Data entries:
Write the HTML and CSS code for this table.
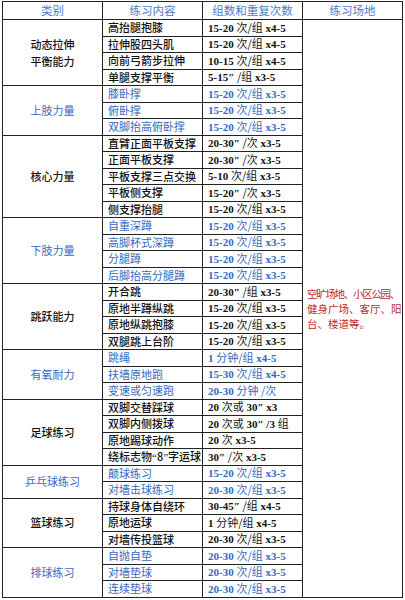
FILE: index.html
```html
<!DOCTYPE html>
<html lang="zh">
<head>
<meta charset="utf-8">
<link rel="stylesheet" href="styles.css">
</head>
<body>
<table class="plan">
  <colgroup><col class="c1"><col class="c2"><col class="c3"><col class="c4"></colgroup>
  <thead>
    <tr class="head"><th>类别</th><th>练习内容</th><th>组数和重复次数</th><th>练习场地</th></tr>
  </thead>
  <tbody>
    <tr><td class="cat" rowspan="4">动态拉伸<br>平衡能力</td><td class="item">高抬腿抱膝</td><td class="num">15-20 <span class="cn">次/组</span> x4-5</td>
      <td class="place" rowspan="35"><span class="l1">空旷场地、小区公园、</span><br>健身广场、客厅、阳<br>台、楼道等。</td></tr>
    <tr><td class="item">拉伸股四头肌</td><td class="num">15-20 <span class="cn">次/组</span> x4-5</td></tr>
    <tr><td class="item">向前弓箭步拉伸</td><td class="num">10-15 <span class="cn">次/组</span> x4-5</td></tr>
    <tr><td class="item">单腿支撑平衡</td><td class="num">5-15″ <span class="cn">/组</span> x3-5</td></tr>

    <tr class="blue"><td class="cat" rowspan="3">上肢力量</td><td class="item">膝卧撑</td><td class="num">15-20 <span class="cn">次/组</span> x3-5</td></tr>
    <tr class="blue"><td class="item">俯卧撑</td><td class="num">15-20 <span class="cn">次/组</span> x3-5</td></tr>
    <tr class="blue"><td class="item">双脚抬高俯卧撑</td><td class="num">15-20 <span class="cn">次/组</span> x3-5</td></tr>

    <tr><td class="cat" rowspan="5">核心力量</td><td class="item">直臂正面平板支撑</td><td class="num">20-30″ <span class="cn">/次</span> x3-5</td></tr>
    <tr><td class="item">正面平板支撑</td><td class="num">20-30″ <span class="cn">/次</span> x3-5</td></tr>
    <tr><td class="item">平板支撑三点交换</td><td class="num">5-10 <span class="cn">次/组</span> x3-5</td></tr>
    <tr><td class="item">平板侧支撑</td><td class="num">15-20″ <span class="cn">/次</span> x3-5</td></tr>
    <tr><td class="item">侧支撑抬腿</td><td class="num">15-20 <span class="cn">次/组</span> x3-5</td></tr>

    <tr class="blue"><td class="cat" rowspan="4">下肢力量</td><td class="item">自重深蹲</td><td class="num">15-20 <span class="cn">次/组</span> x3-5</td></tr>
    <tr class="blue"><td class="item">高脚杯式深蹲</td><td class="num">15-20 <span class="cn">次/组</span> x3-5</td></tr>
    <tr class="blue"><td class="item">分腿蹲</td><td class="num">15-20 <span class="cn">次/组</span> x3-5</td></tr>
    <tr class="blue"><td class="item">后脚抬高分腿蹲</td><td class="num">15-20 <span class="cn">次/组</span> x3-5</td></tr>

    <tr><td class="cat" rowspan="4">跳跃能力</td><td class="item">开合跳</td><td class="num">20-30″ <span class="cn">/组</span> x3-5</td></tr>
    <tr><td class="item">原地半蹲纵跳</td><td class="num">15-20 <span class="cn">次/组</span> x3-5</td></tr>
    <tr><td class="item">原地纵跳抱膝</td><td class="num">15-20 <span class="cn">次/组</span> x3-5</td></tr>
    <tr><td class="item">双腿跳上台阶</td><td class="num">15-20 <span class="cn">次/组</span> x3-5</td></tr>

    <tr class="blue"><td class="cat" rowspan="3">有氧耐力</td><td class="item">跳绳</td><td class="num">1 <span class="cn">分钟/组</span> x4-5</td></tr>
    <tr class="blue"><td class="item">扶墙原地跑</td><td class="num">15-30 <span class="cn">次/组</span> x4-5</td></tr>
    <tr class="blue"><td class="item">变速或匀速跑</td><td class="num">20-30 <span class="cn">分钟 /次</span></td></tr>

    <tr><td class="cat" rowspan="4">足球练习</td><td class="item">双脚交替踩球</td><td class="num">20 <span class="cn">次或</span> 30″ x3</td></tr>
    <tr><td class="item">双脚内侧拨球</td><td class="num">20 <span class="cn">次或</span> 30″ /3 <span class="cn">组</span></td></tr>
    <tr><td class="item">原地踢球动作</td><td class="num">20 <span class="cn">次</span> x3-5</td></tr>
    <tr><td class="item">绕标志物<span class="q">“</span>8<span class="q">”</span>字运球</td><td class="num">30″ <span class="cn">/次</span> x3-5</td></tr>

    <tr class="blue"><td class="cat" rowspan="2">乒乓球练习</td><td class="item">颠球练习</td><td class="num">15-20 <span class="cn">次/组</span> x3-5</td></tr>
    <tr class="blue"><td class="item">对墙击球练习</td><td class="num">20-30 <span class="cn">次/组</span> x3-5</td></tr>

    <tr><td class="cat" rowspan="3">篮球练习</td><td class="item">持球身体自绕环</td><td class="num">30-45″ <span class="cn">/组</span> x4-5</td></tr>
    <tr><td class="item">原地运球</td><td class="num">1 <span class="cn">分钟/组</span> x4-5</td></tr>
    <tr><td class="item">对墙传投篮球</td><td class="num">20-30 <span class="cn">次/组</span> x3-5</td></tr>

    <tr class="blue"><td class="cat" rowspan="3">排球练习</td><td class="item">自抛自垫</td><td class="num">20-30 <span class="cn">次/组</span> x3-5</td></tr>
    <tr class="blue"><td class="item">对墙垫球</td><td class="num">20-30 <span class="cn">次/组</span> x3-5</td></tr>
    <tr class="blue"><td class="item">连续垫球</td><td class="num">20-30 <span class="cn">次/组</span> x3-5</td></tr>
  </tbody>
</table>
</body>
</html>
```
FILE: styles.css
```css
html, body {
  margin: 0;
  padding: 0;
  background: #ffffff;
}
body {
  padding: 1px 0 0 2px;
  font-family: "Noto Sans CJK SC", sans-serif;
  color: #111111;
}
.plan {
  border-collapse: collapse;
  table-layout: fixed;
  width: 400px;
  border: 1px solid #111111;
}
.c1, .c2, .c3, .c4 { width: 100px; }
.plan th, .plan td {
  border: 1px solid #222222;
  padding: 0;
  height: 15.5px;
  line-height: 11px;
  font-size: 11px;
  white-space: nowrap;
  overflow: hidden;
}
.head th {
  height: 17px;
  font-weight: normal;
  font-size: 11.5px;
  color: #4a7bc8;
  text-align: center;
}
.cat {
  text-align: center;
  vertical-align: middle;
  line-height: 17px !important;
  font-weight: 500;
}
.item {
  text-align: left;
  padding-left: 5px !important;
  font-weight: 500;
}
.blue .cat, .blue .item { font-weight: normal; }
.q {
  font-family: "Liberation Serif", serif;
}
.num {
  text-align: left;
  padding-left: 5px !important;
  font-family: "Liberation Serif", "Noto Sans CJK SC", serif;
  font-weight: bold;
}
.cn {
  font-family: "Noto Sans CJK SC", sans-serif;
  font-weight: normal;
}
.blue td { color: #3569c0; }
.place {
  vertical-align: middle;
  color: #c0282d;
  font-size: 10.5px !important;
  line-height: 15px !important;
  padding-left: 4px !important;
}
.l1 { letter-spacing: -1.3px; }
```
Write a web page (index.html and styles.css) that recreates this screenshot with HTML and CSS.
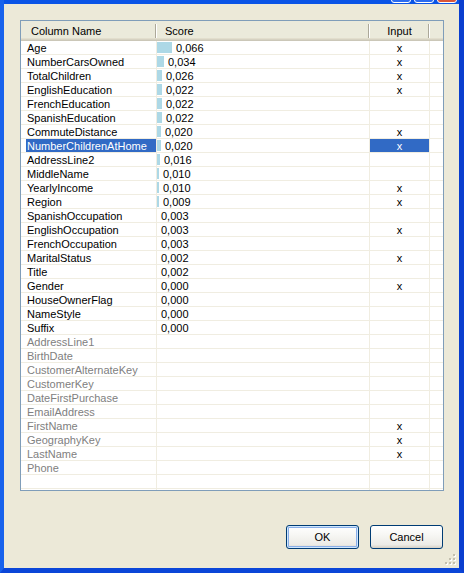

= Work to complete =
Above are records with pictures; repeat the records exactly and leave the pictures out.

= Problem solution =
Write the HTML and CSS code for this table.
FILE: index.html
```html
<!DOCTYPE html>
<html lang="zh">
<head>
<meta charset="utf-8">
<link rel="stylesheet" href="styles.css">
</head>
<body>
<table class="plan">
  <colgroup><col class="c1"><col class="c2"><col class="c3"><col class="c4"></colgroup>
  <thead>
    <tr class="head"><th>类别</th><th>练习内容</th><th>组数和重复次数</th><th>练习场地</th></tr>
  </thead>
  <tbody>
    <tr><td class="cat" rowspan="4">动态拉伸<br>平衡能力</td><td class="item">高抬腿抱膝</td><td class="num">15-20 <span class="cn">次/组</span> x4-5</td>
      <td class="place" rowspan="35"><span class="l1">空旷场地、小区公园、</span><br>健身广场、客厅、阳<br>台、楼道等。</td></tr>
    <tr><td class="item">拉伸股四头肌</td><td class="num">15-20 <span class="cn">次/组</span> x4-5</td></tr>
    <tr><td class="item">向前弓箭步拉伸</td><td class="num">10-15 <span class="cn">次/组</span> x4-5</td></tr>
    <tr><td class="item">单腿支撑平衡</td><td class="num">5-15″ <span class="cn">/组</span> x3-5</td></tr>

    <tr class="blue"><td class="cat" rowspan="3">上肢力量</td><td class="item">膝卧撑</td><td class="num">15-20 <span class="cn">次/组</span> x3-5</td></tr>
    <tr class="blue"><td class="item">俯卧撑</td><td class="num">15-20 <span class="cn">次/组</span> x3-5</td></tr>
    <tr class="blue"><td class="item">双脚抬高俯卧撑</td><td class="num">15-20 <span class="cn">次/组</span> x3-5</td></tr>

    <tr><td class="cat" rowspan="5">核心力量</td><td class="item">直臂正面平板支撑</td><td class="num">20-30″ <span class="cn">/次</span> x3-5</td></tr>
    <tr><td class="item">正面平板支撑</td><td class="num">20-30″ <span class="cn">/次</span> x3-5</td></tr>
    <tr><td class="item">平板支撑三点交换</td><td class="num">5-10 <span class="cn">次/组</span> x3-5</td></tr>
    <tr><td class="item">平板侧支撑</td><td class="num">15-20″ <span class="cn">/次</span> x3-5</td></tr>
    <tr><td class="item">侧支撑抬腿</td><td class="num">15-20 <span class="cn">次/组</span> x3-5</td></tr>

    <tr class="blue"><td class="cat" rowspan="4">下肢力量</td><td class="item">自重深蹲</td><td class="num">15-20 <span class="cn">次/组</span> x3-5</td></tr>
    <tr class="blue"><td class="item">高脚杯式深蹲</td><td class="num">15-20 <span class="cn">次/组</span> x3-5</td></tr>
    <tr class="blue"><td class="item">分腿蹲</td><td class="num">15-20 <span class="cn">次/组</span> x3-5</td></tr>
    <tr class="blue"><td class="item">后脚抬高分腿蹲</td><td class="num">15-20 <span class="cn">次/组</span> x3-5</td></tr>

    <tr><td class="cat" rowspan="4">跳跃能力</td><td class="item">开合跳</td><td class="num">20-30″ <span class="cn">/组</span> x3-5</td></tr>
    <tr><td class="item">原地半蹲纵跳</td><td class="num">15-20 <span class="cn">次/组</span> x3-5</td></tr>
    <tr><td class="item">原地纵跳抱膝</td><td class="num">15-20 <span class="cn">次/组</span> x3-5</td></tr>
    <tr><td class="item">双腿跳上台阶</td><td class="num">15-20 <span class="cn">次/组</span> x3-5</td></tr>

    <tr class="blue"><td class="cat" rowspan="3">有氧耐力</td><td class="item">跳绳</td><td class="num">1 <span class="cn">分钟/组</span> x4-5</td></tr>
    <tr class="blue"><td class="item">扶墙原地跑</td><td class="num">15-30 <span class="cn">次/组</span> x4-5</td></tr>
    <tr class="blue"><td class="item">变速或匀速跑</td><td class="num">20-30 <span class="cn">分钟 /次</span></td></tr>

    <tr><td class="cat" rowspan="4">足球练习</td><td class="item">双脚交替踩球</td><td class="num">20 <span class="cn">次或</span> 30″ x3</td></tr>
    <tr><td class="item">双脚内侧拨球</td><td class="num">20 <span class="cn">次或</span> 30″ /3 <span class="cn">组</span></td></tr>
    <tr><td class="item">原地踢球动作</td><td class="num">20 <span class="cn">次</span> x3-5</td></tr>
    <tr><td class="item">绕标志物<span class="q">“</span>8<span class="q">”</span>字运球</td><td class="num">30″ <span class="cn">/次</span> x3-5</td></tr>

    <tr class="blue"><td class="cat" rowspan="2">乒乓球练习</td><td class="item">颠球练习</td><td class="num">15-20 <span class="cn">次/组</span> x3-5</td></tr>
    <tr class="blue"><td class="item">对墙击球练习</td><td class="num">20-30 <span class="cn">次/组</span> x3-5</td></tr>

    <tr><td class="cat" rowspan="3">篮球练习</td><td class="item">持球身体自绕环</td><td class="num">30-45″ <span class="cn">/组</span> x4-5</td></tr>
    <tr><td class="item">原地运球</td><td class="num">1 <span class="cn">分钟/组</span> x4-5</td></tr>
    <tr><td class="item">对墙传投篮球</td><td class="num">20-30 <span class="cn">次/组</span> x3-5</td></tr>

    <tr class="blue"><td class="cat" rowspan="3">排球练习</td><td class="item">自抛自垫</td><td class="num">20-30 <span class="cn">次/组</span> x3-5</td></tr>
    <tr class="blue"><td class="item">对墙垫球</td><td class="num">20-30 <span class="cn">次/组</span> x3-5</td></tr>
    <tr class="blue"><td class="item">连续垫球</td><td class="num">20-30 <span class="cn">次/组</span> x3-5</td></tr>
  </tbody>
</table>
</body>
</html>
```
FILE: styles.css
```css
html, body {
  margin: 0;
  padding: 0;
  background: #ffffff;
}
body {
  padding: 1px 0 0 2px;
  font-family: "Noto Sans CJK SC", sans-serif;
  color: #111111;
}
.plan {
  border-collapse: collapse;
  table-layout: fixed;
  width: 400px;
  border: 1px solid #111111;
}
.c1, .c2, .c3, .c4 { width: 100px; }
.plan th, .plan td {
  border: 1px solid #222222;
  padding: 0;
  height: 15.5px;
  line-height: 11px;
  font-size: 11px;
  white-space: nowrap;
  overflow: hidden;
}
.head th {
  height: 17px;
  font-weight: normal;
  font-size: 11.5px;
  color: #4a7bc8;
  text-align: center;
}
.cat {
  text-align: center;
  vertical-align: middle;
  line-height: 17px !important;
  font-weight: 500;
}
.item {
  text-align: left;
  padding-left: 5px !important;
  font-weight: 500;
}
.blue .cat, .blue .item { font-weight: normal; }
.q {
  font-family: "Liberation Serif", serif;
}
.num {
  text-align: left;
  padding-left: 5px !important;
  font-family: "Liberation Serif", "Noto Sans CJK SC", serif;
  font-weight: bold;
}
.cn {
  font-family: "Noto Sans CJK SC", sans-serif;
  font-weight: normal;
}
.blue td { color: #3569c0; }
.place {
  vertical-align: middle;
  color: #c0282d;
  font-size: 10.5px !important;
  line-height: 15px !important;
  padding-left: 4px !important;
}
.l1 { letter-spacing: -1.3px; }
```
Write a web page (index.html and styles.css) that recreates this screenshot with HTML and CSS.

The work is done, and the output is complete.